To devour—, and willingly allow yourself to become devoured—, completely, is truly a unique experience for us humans indeed.
Unique in how the human spirit is unable to bear the weight of such trauma but only once. No matter the degree of self-hatred any mind may potentially reach, none is equipped with the possibility of repeatedly placing itself on a platter for another’s digestion. Like death; it is irreversible. The blessed are spared from ever feeling it at all. We—, who know its face, memorized its hollow sockets where cloud-filled eyes hang in the shadows and can draw their dark swirls from memory—, are forever cursed to feel its warm breath on our napes.

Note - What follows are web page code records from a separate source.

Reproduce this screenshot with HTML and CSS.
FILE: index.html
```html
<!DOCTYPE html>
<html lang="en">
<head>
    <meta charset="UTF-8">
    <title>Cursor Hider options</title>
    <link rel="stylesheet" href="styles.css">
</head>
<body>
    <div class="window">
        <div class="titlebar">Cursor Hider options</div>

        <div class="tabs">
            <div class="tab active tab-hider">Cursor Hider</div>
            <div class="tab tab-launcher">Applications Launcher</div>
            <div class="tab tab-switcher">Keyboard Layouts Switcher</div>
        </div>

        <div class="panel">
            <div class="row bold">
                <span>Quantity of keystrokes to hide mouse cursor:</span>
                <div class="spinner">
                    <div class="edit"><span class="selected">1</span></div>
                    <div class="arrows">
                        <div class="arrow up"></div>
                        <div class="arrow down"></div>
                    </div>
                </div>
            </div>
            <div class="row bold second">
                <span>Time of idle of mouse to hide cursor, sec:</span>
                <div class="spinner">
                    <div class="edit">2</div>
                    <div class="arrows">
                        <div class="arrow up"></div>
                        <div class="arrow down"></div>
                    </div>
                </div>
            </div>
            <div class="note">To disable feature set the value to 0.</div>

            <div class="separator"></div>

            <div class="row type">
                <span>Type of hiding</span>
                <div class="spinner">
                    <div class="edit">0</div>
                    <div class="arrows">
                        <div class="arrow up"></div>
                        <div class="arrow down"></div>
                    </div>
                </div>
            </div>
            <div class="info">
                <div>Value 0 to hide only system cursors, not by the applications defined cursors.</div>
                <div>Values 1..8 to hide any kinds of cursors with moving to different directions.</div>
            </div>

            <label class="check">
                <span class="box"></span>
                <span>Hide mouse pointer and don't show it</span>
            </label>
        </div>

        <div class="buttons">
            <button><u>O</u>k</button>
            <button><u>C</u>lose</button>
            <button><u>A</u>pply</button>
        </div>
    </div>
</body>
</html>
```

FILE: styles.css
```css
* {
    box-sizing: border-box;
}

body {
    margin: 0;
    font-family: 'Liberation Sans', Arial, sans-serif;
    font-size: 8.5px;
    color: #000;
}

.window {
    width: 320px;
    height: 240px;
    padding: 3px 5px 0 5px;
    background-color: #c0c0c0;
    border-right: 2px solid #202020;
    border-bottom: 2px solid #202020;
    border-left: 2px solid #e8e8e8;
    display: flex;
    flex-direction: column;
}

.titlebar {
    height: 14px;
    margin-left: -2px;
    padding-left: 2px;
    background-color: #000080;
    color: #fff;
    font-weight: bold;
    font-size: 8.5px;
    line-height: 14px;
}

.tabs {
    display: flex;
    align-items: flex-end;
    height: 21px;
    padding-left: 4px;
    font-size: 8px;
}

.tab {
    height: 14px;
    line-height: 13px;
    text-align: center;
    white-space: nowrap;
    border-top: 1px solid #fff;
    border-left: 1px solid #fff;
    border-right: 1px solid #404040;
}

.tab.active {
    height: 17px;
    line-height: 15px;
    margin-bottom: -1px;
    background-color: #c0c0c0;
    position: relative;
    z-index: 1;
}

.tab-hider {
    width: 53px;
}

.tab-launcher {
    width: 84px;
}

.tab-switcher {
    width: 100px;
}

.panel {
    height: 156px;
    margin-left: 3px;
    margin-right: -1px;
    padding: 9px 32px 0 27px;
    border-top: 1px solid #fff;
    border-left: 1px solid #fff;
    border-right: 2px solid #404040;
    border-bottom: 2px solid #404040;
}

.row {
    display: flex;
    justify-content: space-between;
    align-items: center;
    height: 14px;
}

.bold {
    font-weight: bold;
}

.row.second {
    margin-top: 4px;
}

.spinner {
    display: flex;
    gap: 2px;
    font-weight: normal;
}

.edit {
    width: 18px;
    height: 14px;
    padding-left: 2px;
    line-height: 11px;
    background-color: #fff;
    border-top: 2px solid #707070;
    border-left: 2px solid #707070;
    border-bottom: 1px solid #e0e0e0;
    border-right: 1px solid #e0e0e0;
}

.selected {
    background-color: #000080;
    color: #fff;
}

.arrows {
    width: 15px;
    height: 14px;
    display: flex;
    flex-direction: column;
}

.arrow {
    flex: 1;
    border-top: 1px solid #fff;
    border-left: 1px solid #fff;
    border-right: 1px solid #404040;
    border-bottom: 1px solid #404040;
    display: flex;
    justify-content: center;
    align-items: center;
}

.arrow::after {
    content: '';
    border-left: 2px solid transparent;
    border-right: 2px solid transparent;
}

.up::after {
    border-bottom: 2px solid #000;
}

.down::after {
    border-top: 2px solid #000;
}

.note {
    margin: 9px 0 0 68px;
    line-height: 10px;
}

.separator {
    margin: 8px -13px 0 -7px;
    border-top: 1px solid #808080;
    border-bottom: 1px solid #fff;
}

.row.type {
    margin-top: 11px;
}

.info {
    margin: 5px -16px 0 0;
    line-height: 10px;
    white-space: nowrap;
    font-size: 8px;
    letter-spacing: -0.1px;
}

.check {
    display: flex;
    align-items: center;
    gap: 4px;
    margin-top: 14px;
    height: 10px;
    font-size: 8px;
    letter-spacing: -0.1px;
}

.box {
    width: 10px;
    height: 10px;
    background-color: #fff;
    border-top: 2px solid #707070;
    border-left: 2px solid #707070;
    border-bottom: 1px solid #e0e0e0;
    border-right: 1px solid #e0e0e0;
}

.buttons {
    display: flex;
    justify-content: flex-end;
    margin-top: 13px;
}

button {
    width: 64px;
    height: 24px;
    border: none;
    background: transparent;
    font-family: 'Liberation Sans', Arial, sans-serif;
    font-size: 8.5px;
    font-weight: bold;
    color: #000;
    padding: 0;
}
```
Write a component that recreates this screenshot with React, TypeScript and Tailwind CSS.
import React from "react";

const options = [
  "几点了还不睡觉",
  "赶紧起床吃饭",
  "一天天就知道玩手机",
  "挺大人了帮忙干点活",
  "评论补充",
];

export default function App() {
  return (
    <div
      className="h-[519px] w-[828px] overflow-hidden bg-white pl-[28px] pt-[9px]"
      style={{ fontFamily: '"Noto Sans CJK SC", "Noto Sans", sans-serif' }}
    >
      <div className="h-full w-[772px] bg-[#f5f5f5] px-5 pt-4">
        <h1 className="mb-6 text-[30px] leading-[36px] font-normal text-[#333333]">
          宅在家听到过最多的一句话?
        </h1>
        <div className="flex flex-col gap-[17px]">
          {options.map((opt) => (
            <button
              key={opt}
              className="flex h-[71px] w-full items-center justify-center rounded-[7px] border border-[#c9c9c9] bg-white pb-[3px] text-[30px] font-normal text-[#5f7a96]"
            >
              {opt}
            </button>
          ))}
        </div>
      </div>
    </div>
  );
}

Unique in that it isn’t solely to satisfy a gluttonous urge of gorging our spiritual stomachs with another’s soul, but rather, a craving to consume. Utterly and without pause for logic or reasoning, to consume everything. Their deepest dreams, worst nightmares, most highest-held hopes; it all must be swallowed—, no, choked down!
Unique in that much like Escher’s Drawing Hands, it isn’t enough to stand in pride while ingesting their very oneness. They themselves must be doing the same in return, wearing an identical smirk of self-gratification that we’ve got permanently plastered upon our own lips.
Unique in that we simultaneously become both The Lover and The Loved. And it’s within that exact line of logic where we find our ability to continue sleeping when the sun sets at night. The guilt cancels itself out. We offered up our own bodies for consumption and without hesitation, they eviscerated our layers like lions, one by one, clawing and tearing and ripping us apart, forever digging deeper down until they reached the most hidden compartment of our hearts we hadn’t even known we were hiding under so much soil and dirt. Just like we’d reached theirs. A mutual feast.
Unique in how once that specific door is opened, it can never be closed again. The heart won’t allow it. The soul will change its spiritual composition from that day forward, not unlike the drug addict, we are never the same. Our eyes see through a new lens now. It’s a darker shade, it makes the light harder to see, to feel. Harder, but not impossible. We must look more thoroughly for it. Somewhere, it’s still shining down in our direct line of vision, somewhere that’s a bit tougher to see through the newly descended smoke and ash and dense fog, but it’s there. It’s there and if we squint and remember that what it means to be human is both tragic and beautiful, then when we do occasionally re-find it and feel it once more on our skin, its warmth is that much deeper, it carries that much more meaning and purpose. Precisely because we know how much darkness and frigid cold there truly is all around us, waiting. Waiting for the doubt to creep back inside and whisper through the muddled trenches of our memories; “was there ever really any light at all?”